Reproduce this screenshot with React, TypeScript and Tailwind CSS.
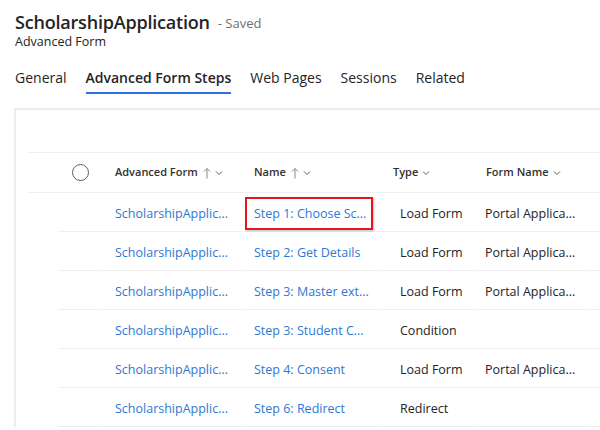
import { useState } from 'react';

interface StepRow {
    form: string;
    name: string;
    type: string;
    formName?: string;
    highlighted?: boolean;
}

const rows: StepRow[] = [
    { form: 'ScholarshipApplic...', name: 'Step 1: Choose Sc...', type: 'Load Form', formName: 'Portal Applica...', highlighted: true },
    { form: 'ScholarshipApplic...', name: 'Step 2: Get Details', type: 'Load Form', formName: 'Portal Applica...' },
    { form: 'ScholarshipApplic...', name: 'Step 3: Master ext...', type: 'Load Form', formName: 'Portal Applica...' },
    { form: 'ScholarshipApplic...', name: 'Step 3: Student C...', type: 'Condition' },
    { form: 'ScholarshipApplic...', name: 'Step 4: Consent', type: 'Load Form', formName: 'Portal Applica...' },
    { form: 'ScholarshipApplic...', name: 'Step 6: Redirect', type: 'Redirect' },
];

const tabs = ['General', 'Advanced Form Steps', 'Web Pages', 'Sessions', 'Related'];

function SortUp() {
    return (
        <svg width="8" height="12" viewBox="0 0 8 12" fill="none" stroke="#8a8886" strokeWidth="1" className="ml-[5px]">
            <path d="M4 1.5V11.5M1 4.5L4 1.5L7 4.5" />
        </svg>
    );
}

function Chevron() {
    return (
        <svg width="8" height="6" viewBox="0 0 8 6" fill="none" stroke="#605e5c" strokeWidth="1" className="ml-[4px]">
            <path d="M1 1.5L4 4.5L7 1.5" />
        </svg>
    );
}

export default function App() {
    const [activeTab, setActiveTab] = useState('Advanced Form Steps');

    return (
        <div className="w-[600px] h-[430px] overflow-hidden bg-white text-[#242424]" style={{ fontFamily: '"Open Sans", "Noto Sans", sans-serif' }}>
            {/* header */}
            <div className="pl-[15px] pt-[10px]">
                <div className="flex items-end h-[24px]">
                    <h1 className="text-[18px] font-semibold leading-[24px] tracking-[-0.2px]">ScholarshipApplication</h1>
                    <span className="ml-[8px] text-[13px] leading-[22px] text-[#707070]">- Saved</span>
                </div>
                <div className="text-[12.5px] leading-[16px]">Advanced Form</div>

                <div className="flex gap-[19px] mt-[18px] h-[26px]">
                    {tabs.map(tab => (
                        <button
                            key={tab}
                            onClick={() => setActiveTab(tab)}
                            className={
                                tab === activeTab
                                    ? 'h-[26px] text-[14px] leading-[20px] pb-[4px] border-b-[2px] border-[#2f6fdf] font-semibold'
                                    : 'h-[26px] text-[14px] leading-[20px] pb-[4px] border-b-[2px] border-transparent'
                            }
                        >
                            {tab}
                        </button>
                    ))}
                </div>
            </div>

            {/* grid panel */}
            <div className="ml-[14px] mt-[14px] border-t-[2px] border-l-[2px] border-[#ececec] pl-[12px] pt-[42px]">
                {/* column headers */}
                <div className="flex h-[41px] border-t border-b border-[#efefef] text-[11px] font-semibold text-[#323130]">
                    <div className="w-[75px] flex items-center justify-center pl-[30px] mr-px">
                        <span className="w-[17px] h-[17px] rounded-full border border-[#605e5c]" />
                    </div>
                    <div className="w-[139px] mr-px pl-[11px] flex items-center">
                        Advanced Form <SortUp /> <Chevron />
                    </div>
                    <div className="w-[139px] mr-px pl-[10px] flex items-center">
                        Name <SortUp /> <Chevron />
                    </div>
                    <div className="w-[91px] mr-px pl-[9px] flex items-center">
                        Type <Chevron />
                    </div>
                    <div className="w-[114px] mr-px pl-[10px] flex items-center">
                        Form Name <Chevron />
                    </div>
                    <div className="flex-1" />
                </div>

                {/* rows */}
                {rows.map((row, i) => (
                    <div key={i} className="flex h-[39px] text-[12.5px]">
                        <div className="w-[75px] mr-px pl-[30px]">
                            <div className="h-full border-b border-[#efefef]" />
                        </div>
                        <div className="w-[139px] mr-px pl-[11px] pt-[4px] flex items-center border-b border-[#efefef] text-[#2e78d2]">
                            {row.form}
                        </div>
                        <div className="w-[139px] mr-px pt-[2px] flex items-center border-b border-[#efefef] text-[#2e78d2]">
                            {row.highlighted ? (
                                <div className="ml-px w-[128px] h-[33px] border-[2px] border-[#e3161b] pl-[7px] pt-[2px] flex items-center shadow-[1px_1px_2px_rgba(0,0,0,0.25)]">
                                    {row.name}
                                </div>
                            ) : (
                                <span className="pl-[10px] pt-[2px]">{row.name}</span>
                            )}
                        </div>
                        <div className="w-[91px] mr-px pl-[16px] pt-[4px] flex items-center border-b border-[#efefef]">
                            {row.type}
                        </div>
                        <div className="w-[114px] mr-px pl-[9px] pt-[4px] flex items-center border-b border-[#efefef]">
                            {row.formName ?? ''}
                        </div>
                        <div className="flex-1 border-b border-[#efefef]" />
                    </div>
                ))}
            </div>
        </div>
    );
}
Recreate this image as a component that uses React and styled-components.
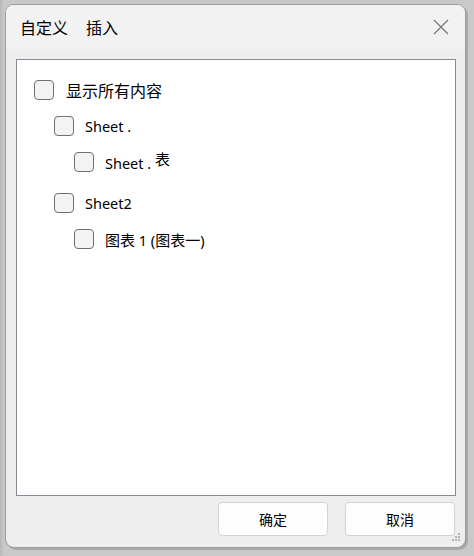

┄┄┄┄┄┄

* **WHAT IS NEEDED**:
Transcribe the records word for word and include no pictures.

* **RESPONSE**:
Reproduce this screenshot with React, TypeScript and Tailwind CSS.
import { useState } from 'react';

interface StepRow {
    form: string;
    name: string;
    type: string;
    formName?: string;
    highlighted?: boolean;
}

const rows: StepRow[] = [
    { form: 'ScholarshipApplic...', name: 'Step 1: Choose Sc...', type: 'Load Form', formName: 'Portal Applica...', highlighted: true },
    { form: 'ScholarshipApplic...', name: 'Step 2: Get Details', type: 'Load Form', formName: 'Portal Applica...' },
    { form: 'ScholarshipApplic...', name: 'Step 3: Master ext...', type: 'Load Form', formName: 'Portal Applica...' },
    { form: 'ScholarshipApplic...', name: 'Step 3: Student C...', type: 'Condition' },
    { form: 'ScholarshipApplic...', name: 'Step 4: Consent', type: 'Load Form', formName: 'Portal Applica...' },
    { form: 'ScholarshipApplic...', name: 'Step 6: Redirect', type: 'Redirect' },
];

const tabs = ['General', 'Advanced Form Steps', 'Web Pages', 'Sessions', 'Related'];

function SortUp() {
    return (
        <svg width="8" height="12" viewBox="0 0 8 12" fill="none" stroke="#8a8886" strokeWidth="1" className="ml-[5px]">
            <path d="M4 1.5V11.5M1 4.5L4 1.5L7 4.5" />
        </svg>
    );
}

function Chevron() {
    return (
        <svg width="8" height="6" viewBox="0 0 8 6" fill="none" stroke="#605e5c" strokeWidth="1" className="ml-[4px]">
            <path d="M1 1.5L4 4.5L7 1.5" />
        </svg>
    );
}

export default function App() {
    const [activeTab, setActiveTab] = useState('Advanced Form Steps');

    return (
        <div className="w-[600px] h-[430px] overflow-hidden bg-white text-[#242424]" style={{ fontFamily: '"Open Sans", "Noto Sans", sans-serif' }}>
            {/* header */}
            <div className="pl-[15px] pt-[10px]">
                <div className="flex items-end h-[24px]">
                    <h1 className="text-[18px] font-semibold leading-[24px] tracking-[-0.2px]">ScholarshipApplication</h1>
                    <span className="ml-[8px] text-[13px] leading-[22px] text-[#707070]">- Saved</span>
                </div>
                <div className="text-[12.5px] leading-[16px]">Advanced Form</div>

                <div className="flex gap-[19px] mt-[18px] h-[26px]">
                    {tabs.map(tab => (
                        <button
                            key={tab}
                            onClick={() => setActiveTab(tab)}
                            className={
                                tab === activeTab
                                    ? 'h-[26px] text-[14px] leading-[20px] pb-[4px] border-b-[2px] border-[#2f6fdf] font-semibold'
                                    : 'h-[26px] text-[14px] leading-[20px] pb-[4px] border-b-[2px] border-transparent'
                            }
                        >
                            {tab}
                        </button>
                    ))}
                </div>
            </div>

            {/* grid panel */}
            <div className="ml-[14px] mt-[14px] border-t-[2px] border-l-[2px] border-[#ececec] pl-[12px] pt-[42px]">
                {/* column headers */}
                <div className="flex h-[41px] border-t border-b border-[#efefef] text-[11px] font-semibold text-[#323130]">
                    <div className="w-[75px] flex items-center justify-center pl-[30px] mr-px">
                        <span className="w-[17px] h-[17px] rounded-full border border-[#605e5c]" />
                    </div>
                    <div className="w-[139px] mr-px pl-[11px] flex items-center">
                        Advanced Form <SortUp /> <Chevron />
                    </div>
                    <div className="w-[139px] mr-px pl-[10px] flex items-center">
                        Name <SortUp /> <Chevron />
                    </div>
                    <div className="w-[91px] mr-px pl-[9px] flex items-center">
                        Type <Chevron />
                    </div>
                    <div className="w-[114px] mr-px pl-[10px] flex items-center">
                        Form Name <Chevron />
                    </div>
                    <div className="flex-1" />
                </div>

                {/* rows */}
                {rows.map((row, i) => (
                    <div key={i} className="flex h-[39px] text-[12.5px]">
                        <div className="w-[75px] mr-px pl-[30px]">
                            <div className="h-full border-b border-[#efefef]" />
                        </div>
                        <div className="w-[139px] mr-px pl-[11px] pt-[4px] flex items-center border-b border-[#efefef] text-[#2e78d2]">
                            {row.form}
                        </div>
                        <div className="w-[139px] mr-px pt-[2px] flex items-center border-b border-[#efefef] text-[#2e78d2]">
                            {row.highlighted ? (
                                <div className="ml-px w-[128px] h-[33px] border-[2px] border-[#e3161b] pl-[7px] pt-[2px] flex items-center shadow-[1px_1px_2px_rgba(0,0,0,0.25)]">
                                    {row.name}
                                </div>
                            ) : (
                                <span className="pl-[10px] pt-[2px]">{row.name}</span>
                            )}
                        </div>
                        <div className="w-[91px] mr-px pl-[16px] pt-[4px] flex items-center border-b border-[#efefef]">
                            {row.type}
                        </div>
                        <div className="w-[114px] mr-px pl-[9px] pt-[4px] flex items-center border-b border-[#efefef]">
                            {row.formName ?? ''}
                        </div>
                        <div className="flex-1 border-b border-[#efefef]" />
                    </div>
                ))}
            </div>
        </div>
    );
}
Recreate this image as a component that uses React and styled-components.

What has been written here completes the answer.